What is Google for Startups Accelerator Africa Class 10?

Class 10 is the 10th cohort of Google’s three-month hybrid accelerator programme for African startups, announced in April 2026. From nearly 2,600 applications, Google selected 15 AI-first startups across eight countries — Angola, Nigeria, Kenya, Uganda, South Africa, Senegal, Ivory Coast, and Tanzania. The programme runs April 13 to June 19, 2026, and provides mentorship, technical workshops, and access to Google product, AI, and Cloud expertise.

How does the accelerator’s track record compare to other Africa programmes?

Since 2018, Google for Startups Accelerator Africa has supported 106 startups across 17 African countries through nine prior cohorts. Alumni have collectively raised over $263 million in follow-on funding and created more than 2,800 jobs.

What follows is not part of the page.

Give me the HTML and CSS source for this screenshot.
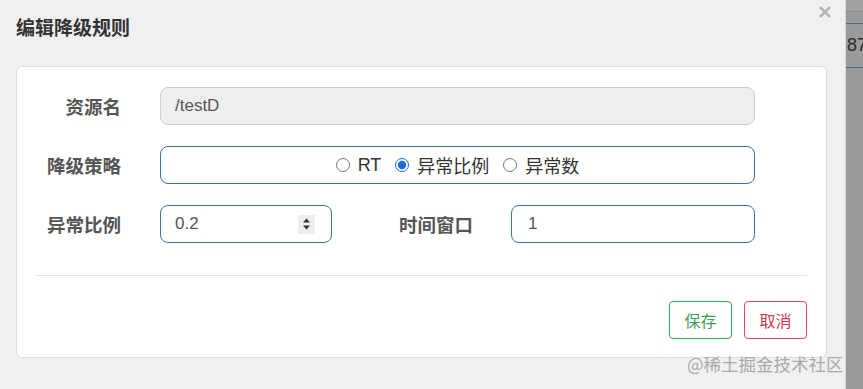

With Class 10’s 15 startups added, the alumni base reaches 121 ventures across 17 countries — a continental footprint among the largest of any single Africa-focused mentorship programme.

Should African founders apply to the Africa cohort or the MENAT cohort?

The choice depends on long-term network goals, not where the founder is geographically based. Founders targeting Pan-African scale, English-speaking Africa, or Francophone sub-Saharan Africa should target the Africa cohort. Founders targeting Gulf, Turkish, or North African markets — including most Algerian, Moroccan, Egyptian, and Tunisian founders — should target the MENAT cohort. The two networks have minimal overlap and shape the founder’s alumni relationships for the following decade.